Method for target nucleic acid detection based on three-way junction structure-induced isothermal amplification reaction using specially designed combinatorial probe

Abstract

Herein, we developed a three-way junction (3WJ) structure-induced isothermal amplification reaction (ThIsAmp) using specially designed combinatorial probe for nucleic acid detection. In this strategy, we employed specially designed ThIsAmp template which can serve as a component of 3WJ structure as well as an EXPAR template. In the presence of target DNA, ThIsAmp template is hybridized with target DNA and ThIsAmp primer which is additionally introduced to form the 3WJ structure. After the 3WJ structure is formed, the trigger strand is generated by DNA polymerase and nicking endonuclease. The produced trigger strand then induces two pathways for double-stranded ThIsAmp template (dsDNA product) amplification. First, the trigger strand binds to the 3’ end region of ThIsAmp template in 3WJ-structure, then polymerase extends the 3’ end of trigger strand, consequently generating the dsDNA product and releasing the target DNA from the 3WJ structure (pathway 1). Second, the trigger strand binds to free ThIsAmp template, which promotes exponential amplification of dsDNA products by following the conventional EXPAR system (pathway 2).
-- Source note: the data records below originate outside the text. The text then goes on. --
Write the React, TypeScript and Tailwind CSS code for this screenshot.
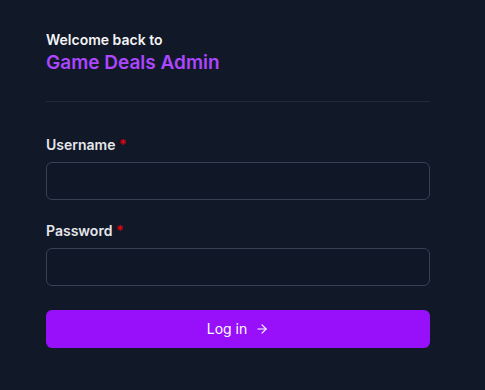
import { ArrowRight } from 'lucide-react';

const Field = ({ label, type }: { label: string; type: string }) => (
  <div className="flex flex-col gap-[7px]">
    <label className="text-sm font-semibold text-gray-200">
      {label} <span className="text-red-600">*</span>
    </label>
    <input
      type={type}
      className="h-[38px] w-full rounded-md border border-gray-700 bg-gray-900 px-3 text-sm text-gray-100 outline-none"
    />
  </div>
);

const App = () => {
  return (
    <div className="min-h-[390px] w-full bg-[#111827] font-['Inter',sans-serif]">
      <div className="ml-[46px] w-[384px] pt-[30px]">
        <div className="flex flex-col">
          <p className="text-sm font-semibold leading-5 text-gray-100">Welcome back to</p>
          <h1 className="text-[19px] font-semibold leading-[26px] text-[#ad46ff]">Game Deals Admin</h1>
        </div>
        <div className="mt-[25px] h-px bg-gray-800" />
        <form className="mt-[33px] flex flex-col gap-[21px]" onSubmit={(e) => e.preventDefault()}>
          <Field label="Username" type="text" />
          <Field label="Password" type="password" />
          <button
            type="submit"
            className="mt-[3px] flex h-[38px] items-center justify-center gap-2 rounded-md bg-[#9810fa] text-sm font-normal text-white"
          >
            Log in <ArrowRight size={14} />
          </button>
        </form>
      </div>
    </div>
  );
};

export default App;
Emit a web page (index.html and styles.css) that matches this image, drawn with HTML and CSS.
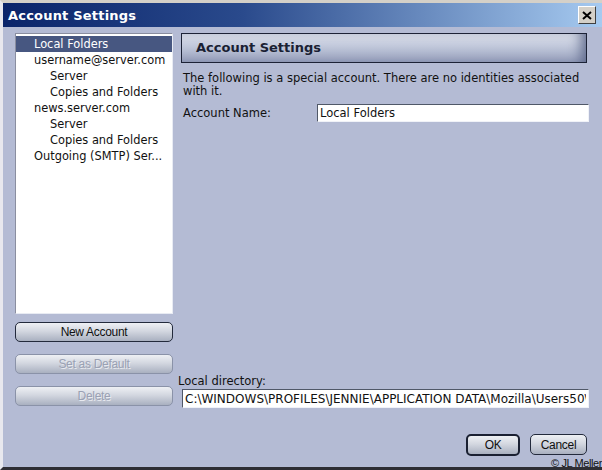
FILE: index.html
```html
<!doctype html>
<html lang="en">
  <head>
    <meta charset="utf-8">
    <title>Account Settings</title>
    <link rel="stylesheet" href="styles.css">
  </head>
  <body>
    <div class="window">
      <div class="titlebar">
        <span class="titlebar__text">Account Settings</span>
        <span class="titlebar__close">
          <svg width="10" height="9" viewBox="0 0 10 9"><path d="M1 1 L9 8 M9 1 L1 8" stroke="#000" stroke-width="2"/></svg>
        </span>
      </div>
      <div class="content">
        <div class="sidebar">
          <div class="tree">
            <div class="tree__item selected">Local Folders</div>
            <div class="tree__item">username@server.com</div>
            <div class="tree__item child">Server</div>
            <div class="tree__item child">Copies and Folders</div>
            <div class="tree__item">news.server.com</div>
            <div class="tree__item child">Server</div>
            <div class="tree__item child">Copies and Folders</div>
            <div class="tree__item">Outgoing (SMTP) Ser...</div>
          </div>
          <button class="btn wide">New Account</button>
          <button class="btn wide" disabled>Set as Default</button>
          <button class="btn wide" disabled>Delete</button>
        </div>
        <div class="main">
          <div class="panel_head">Account Settings</div>
          <p class="desc">The following is a special account. There are no identities associated with it.</p>
          <div class="field_row">
            <label for="acct_name">Account Name:</label>
            <input id="acct_name" class="field" value="Local Folders">
          </div>
          <div class="spacer"></div>
          <label class="dir_label" for="local_dir">Local directory:</label>
          <input id="local_dir" class="field dir" value="C:\WINDOWS\PROFILES\JENNIE\APPLICATION DATA\Mozilla\Users50\default\Mail\Local Folders">
        </div>
      </div>
      <div class="footer">
        <button class="btn ok">OK</button>
        <button class="btn cancel">Cancel</button>
      </div>
      <div class="credit">&copy; JL Meller</div>
    </div>
  </body>
</html>
```

FILE: styles.css
```css
body{
  margin: 0;
  font-family: "DejaVu Sans", Verdana, sans-serif;
  font-size: 11.5px;
  color: #111;
}
.window{
  position: relative;
  width: 602px;
  height: 470px;
  box-sizing: border-box;
  background: #b4bbd4;
  border-top: 3px solid #d4d0c8;
  border-left: 3px solid #e8e8ee;
  border-bottom: 3px solid #2e2e34;
  display: flex;
  flex-direction: column;
  overflow: hidden;
}
/*--------------------------*/
.titlebar{
  height: 24px;
  display: flex;
  align-items: center;
  justify-content: space-between;
  padding: 0 6px 0 5px;
  background: linear-gradient(to right, #0a246a 0%, #2a4a8c 40%, #a6caf0 100%);
  flex-shrink: 0;
}
.titlebar__text{
  color: #fff;
  font-weight: bold;
  font-size: 13px;
  letter-spacing: 0.2px;
}
.titlebar__close{
  width: 16px;
  height: 16px;
  background: #d4d0c8;
  border: 1px solid;
  border-color: #fff #404040 #404040 #fff;
  display: flex;
  align-items: center;
  justify-content: center;
}
/*--------------------------*/
.content{
  display: flex;
  padding: 6px 12px 0 12px;
  gap: 5px;
}
.sidebar{
  width: 158px;
  display: flex;
  flex-direction: column;
  gap: 12px;
}
.tree{
  height: 281px;
  box-sizing: border-box;
  background: #fff;
  border: 1px solid;
  border-color: #8a8ea0 #e8ebf3 #e8ebf3 #8a8ea0;
  padding: 2px 0 0 0;
  margin-bottom: -4px;
  font-size: 11.4px;
}
.tree__item{
  height: 16px;
  line-height: 16px;
  padding-left: 18px;
  white-space: nowrap;
}
.tree__item.child{
  padding-left: 34px;
}
.tree__item.selected{
  background: #475781;
  color: #fff;
}
/*--------------------------*/
.btn{
  font-family: "Liberation Sans", Arial, sans-serif;
  font-size: 12px;
  height: 20px;
  border-radius: 5px;
  border: 1px solid #232a3c;
  background: linear-gradient(to bottom, #eef0f4 0%, #d3d7e0 45%, #a9b0c0 100%);
  color: #111;
  padding: 0;
  letter-spacing: -0.3px;
}
.btn:disabled{
  border-color: #8a92a8;
  color: #9aa1b3;
  text-shadow: 1px 1px 0 #e8eaf0;
}
.btn.wide{
  width: 158px;
}
/*--------------------------*/
.main{
  flex: 1;
  display: flex;
  flex-direction: column;
  height: 375px;
}
.panel_head{
  margin-left: 3px;
  margin-right: 3px;
  height: 28px;
  line-height: 28px;
  padding-left: 14px;
  border: 1px solid #1c2236;
  background: linear-gradient(to bottom, #dfe3ed 0%, #c0c7da 45%, #98a1bd 100%);
  box-shadow: inset -10px 0 14px -6px #5a6588;
  font-weight: bold;
  font-size: 13px;
  color: #1a1f33;
}
.desc{
  margin: 9px 0 0 5px;
  line-height: 13px;
  width: 400px;
}
.field_row{
  display: flex;
  align-items: center;
  margin: 6px 0 0 5px;
}
.field_row label{
  width: 134px;
}
.field{
  font-family: "DejaVu Sans", Verdana, sans-serif;
  font-size: 11.5px;
  background: #fff;
  border: 1px solid;
  border-color: #505868 #f0f2f8 #f0f2f8 #505868;
  height: 18px;
  box-sizing: border-box;
  padding: 0 2px;
  color: #111;
}
.field_row .field{
  width: 272px;
}
.spacer{
  flex: 1;
}
.dir_label{
  margin-bottom: 1px;
}
.field.dir{
  margin-left: 4px;
  width: 407px;
  height: 19px;
  font-size: 12px;
}
/*--------------------------*/
.footer{
  display: flex;
  justify-content: flex-end;
  gap: 10px;
  padding: 26px 15px 0 0;
}
.btn.ok{
  width: 54px;
  height: 22px;
  border: 2px solid #1a2032;
}
.btn.cancel{
  width: 57px;
  height: 21px;
}
.credit{
  position: absolute;
  right: 0;
  bottom: -2px;
  line-height: 12px;
  font-family: "Liberation Sans", Arial, sans-serif;
  font-size: 11px;
  letter-spacing: -0.4px;
  background: #b4bbd4;
  padding: 0 0 0 3px;
  color: #111;
}
```
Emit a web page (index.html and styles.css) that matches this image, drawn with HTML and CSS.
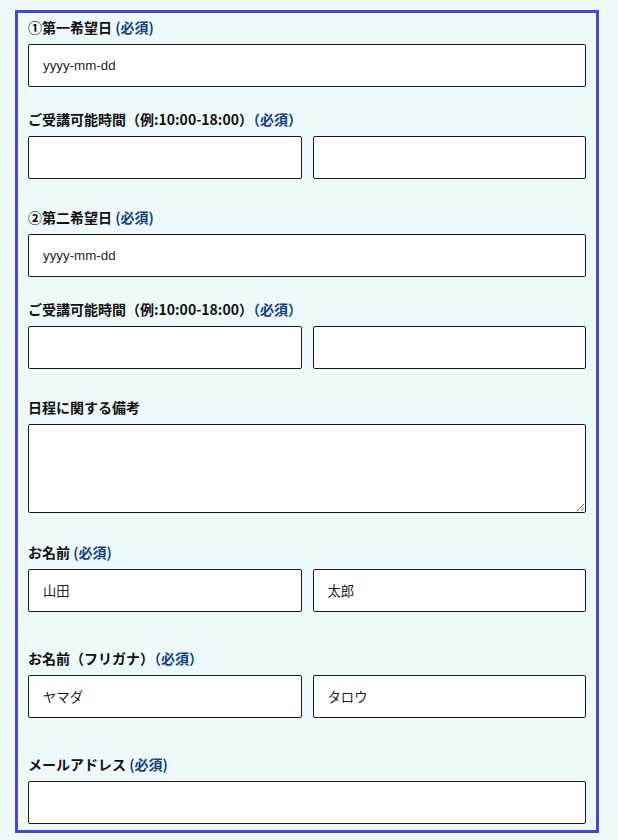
FILE: index.html
```html
<!DOCTYPE html>
<html lang="ja">
<head>
  <meta charset="UTF-8" />
  <title>お申し込みフォーム</title>
  <meta name="viewport" content="width=device-width, initial-scale=1.0"/>
  <link rel="stylesheet" href="styles.css">
</head>
<body>

<form class="form-box">
  <div class="field field--date">
    <label class="field-label">①第一希望日 <span class="req">(必須)</span></label>
    <input type="text" class="text-input" value="yyyy-mm-dd">
  </div>

  <div class="field field--time">
    <label class="field-label">ご受講可能時間（例:10:00-18:00）<span class="req">（必須）</span></label>
    <div class="pair">
      <input type="text" class="text-input">
      <input type="text" class="text-input">
    </div>
  </div>

  <div class="field field--date">
    <label class="field-label">②第二希望日 <span class="req">(必須)</span></label>
    <input type="text" class="text-input" value="yyyy-mm-dd">
  </div>

  <div class="field field--time">
    <label class="field-label">ご受講可能時間（例:10:00-18:00）<span class="req">（必須）</span></label>
    <div class="pair">
      <input type="text" class="text-input">
      <input type="text" class="text-input">
    </div>
  </div>

  <div class="field field--note">
    <label class="field-label">日程に関する備考</label>
    <textarea class="text-area"></textarea>
  </div>

  <div class="field field--name">
    <label class="field-label">お名前 <span class="req">(必須)</span></label>
    <div class="pair">
      <input type="text" class="text-input" value="山田">
      <input type="text" class="text-input" value="太郎">
    </div>
  </div>

  <div class="field field--name">
    <label class="field-label">お名前（フリガナ）<span class="req">（必須）</span></label>
    <div class="pair">
      <input type="text" class="text-input" value="ヤマダ">
      <input type="text" class="text-input" value="タロウ">
    </div>
  </div>

  <div class="field">
    <label class="field-label">メールアドレス <span class="req">(必須)</span></label>
    <input type="text" class="text-input">
  </div>
</form>

</body>
</html>
```

FILE: styles.css
```css
body {
  margin: 0;
  background: #eef9fb;
  font-family: "Noto Sans CJK JP", "Noto Sans", sans-serif;
  color: #111;
}

.form-box {
  width: 558px;
  margin: 10px 0 0 15px;
  padding: 4px 10px 6px;
  border: 3px solid #4649cf;
}

.field {
  margin: 0;
}

.field--date {
  margin-bottom: 22px;
}

.field--time {
  margin-bottom: 28px;
}

.field--note {
  margin-bottom: 29px;
}

.field--name {
  margin-bottom: 36px;
}

.field-label {
  display: block;
  font-size: 14px;
  font-weight: bold;
  line-height: 20px;
  margin-bottom: 7px;
}

.req {
  color: #183f7f;
}

.pair {
  display: grid;
  grid-template-columns: 1fr 1fr;
  gap: 11px;
}

.text-input,
.text-area {
  display: block;
  width: 100%;
  box-sizing: border-box;
  border: 1px solid #1a1a1a;
  border-radius: 2px;
  background: #fff;
  font-family: "Liberation Sans", "Noto Sans CJK JP", sans-serif;
  font-size: 13.333px;
  color: #1e1e1e;
  margin: 0;
}

.text-input {
  height: 43px;
  padding: 0 14px;
}

.text-area {
  height: 89px;
  padding: 8px 14px;
}
```
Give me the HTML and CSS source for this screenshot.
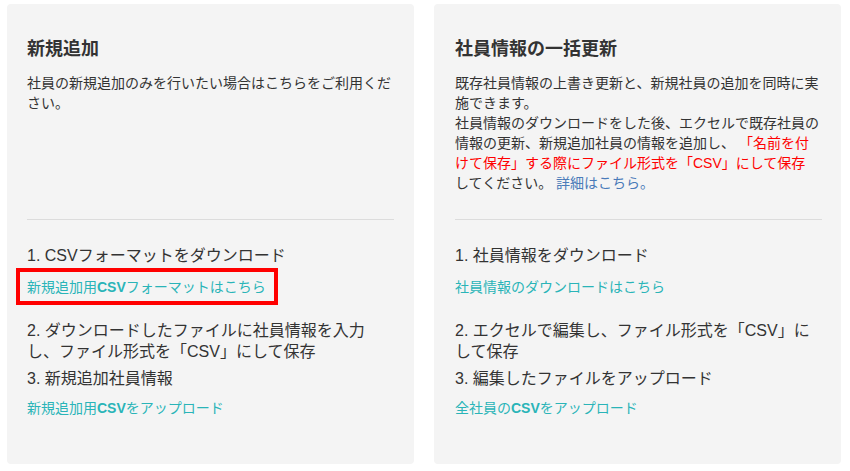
FILE: index.html
```html
<html>
<head>
    <title>CSV一括登録</title>
    <link rel="stylesheet" href="styles.css">
</head>
<body>
    <div class="cards">
        <div class="card">
            <div class="card-head">
                <h2>新規追加</h2>
                <p class="desc">社員の新規追加のみを行いたい場合はこちらをご利用ください。</p>
            </div>
            <div class="steps">
                <p class="step">1. CSVフォーマットをダウンロード</p>
                <p class="link"><a href="#" class="marked">新規追加用<b>CSV</b>フォーマットはこちら</a></p>
                <p class="step">2. ダウンロードしたファイルに社員情報を入力し、ファイル形式を「CSV」にして保存</p>
                <p class="step">3. 新規追加社員情報</p>
                <p class="link"><a href="#">新規追加用<b>CSV</b>をアップロード</a></p>
            </div>
        </div>
        <div class="card">
            <div class="card-head">
                <h2>社員情報の一括更新</h2>
                <p class="desc">既存社員情報の上書き更新と、新規社員の追加を同時に実施できます。<br>社員情報のダウンロードをした後、エクセルで既存社員の情報の更新、新規追加社員の情報を追加し、 <span class="warn">「名前を付けて保存」する際にファイル形式を「CSV」にして保存</span>してください。 <a href="#" class="more">詳細はこちら。</a></p>
            </div>
            <div class="steps">
                <p class="step">1. 社員情報をダウンロード</p>
                <p class="link"><a href="#">社員情報のダウンロードはこちら</a></p>
                <p class="step">2. エクセルで編集し、ファイル形式を「CSV」にして保存</p>
                <p class="step">3. 編集したファイルをアップロード</p>
                <p class="link"><a href="#">全社員の<b>CSV</b>をアップロード</a></p>
            </div>
        </div>
    </div>
</body>
</html>
```

FILE: styles.css
```css
body {
    margin: 0;
    padding: 4px 9px 0 7px;
    background: #fff;
    color: #333;
    font-family: "Liberation Sans", "Noto Sans CJK JP", sans-serif;
}
.cards {
    display: flex;
    gap: 20px;
}
.card {
    width: 407px;
    height: 460px;
    box-sizing: border-box;
    padding: 32px 20px 0 20px;
    background: #f4f4f4;
    border-radius: 4px;
}
.card + .card {
    padding-left: 21px;
    padding-right: 19px;
}
.card-head {
    height: 183px;
    border-bottom: 1px solid #dcdcdc;
}
h2 {
    margin: 0;
    font-size: 18px;
    line-height: 26px;
    font-weight: bold;
    color: #333;
}
.desc {
    margin: 11px 0 0 0;
    padding-right: 3px;
    font-size: 14px;
    line-height: 20px;
}
.warn {
    color: #ff0000;
}
.more {
    color: #4a7bb9;
    text-decoration: none;
}
.steps {
    padding-top: 25px;
}
.step {
    margin: 6px 0 0 0;
    padding-right: 3px;
    font-size: 16px;
    line-height: 21px;
}
.steps .step:first-child {
    margin-top: 0;
}
.link {
    margin: 11px 0 0 0;
    font-size: 14px;
    line-height: 20px;
}
.step + .step + .link {
    margin-top: 9px;
}
.link + .step {
    margin-top: 23px;
}
.link a {
    color: #2ab4b8;
    text-decoration: none;
}
/* red marker drawn over the link */
.marked {
    position: relative;
    display: inline-block;
}
.marked::after {
    content: "";
    position: absolute;
    top: -9px;
    right: -12px;
    bottom: -8px;
    left: -11px;
    border: 4px solid #ff0000;
}
```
As a result of the pathway 1 and 2, a lot of dsDNA products are produced and its fluorescence intensity is monitored in real-time by SYBR Green I staining. By employing newly designed probes, we finally developed the novel isothermal nucleic acid amplification strategy which can overcome the critical disadvantage of conventional EXPAR technology which has difficulty in detecting a 3’-OH-less nucleic acid or a nucleic acid whose length is too long to be used as a primer for EXPAR. Based on this strategy, we successfully detected target nucleic acid with the high specificity and sensitivity in the dynamic range of 1 fM to 1 nM with a low detection limit down to 78.1 aM.